Your system may already be properly configured; you may want to go ahead and see if everything Just Works before you change anything.

Usage

edit

(Usage examples assume a Linux-like system running the tcsh shell.)

There are two ways to run the bot. For safety and security, the only way to initiate an action is from the command line, not from the wiki itself.

The first way is to run a single command directly from the command line, allowing a data stream to be fed through STDIN (e.g. through a pipe).

perl pearle.pl COMMAND ARGUMENT1 ARGUMENT2

To run a series of commands, do something like:

cat commands.txt | perl pearle.pl READ_COMMANDS

All commands are logged in a file in the current working directory. You may wish to clean it out occasionally, as it may eventually get very big.

To see what commands are available, see the function interpretCommands() in pearle.pl. Documentation of what each command does is either near the top of the function that implements the command, or on the page User:Pearle.

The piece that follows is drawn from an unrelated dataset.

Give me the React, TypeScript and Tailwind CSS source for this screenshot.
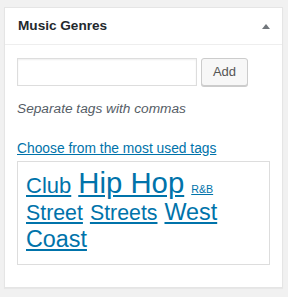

When putting commands in a file, simply put one command on each line. Blank lines are OK, and to exit execution, run the command STOP.

Commands are usually written like this:

COMMAND ARGUMENT_ONE ARGUMENT_TWO

Note the use of underscores to conveniently distinguish between arguments.

For move commands, you may be able to do this:

* COMMAND [[ARGUMENT ONE]] -> [[ARGUMENT TWO]]

The second style allows you to post a list of commands on a Mediawiki page and have the pages you are moving have "live" links, so people can check up on them.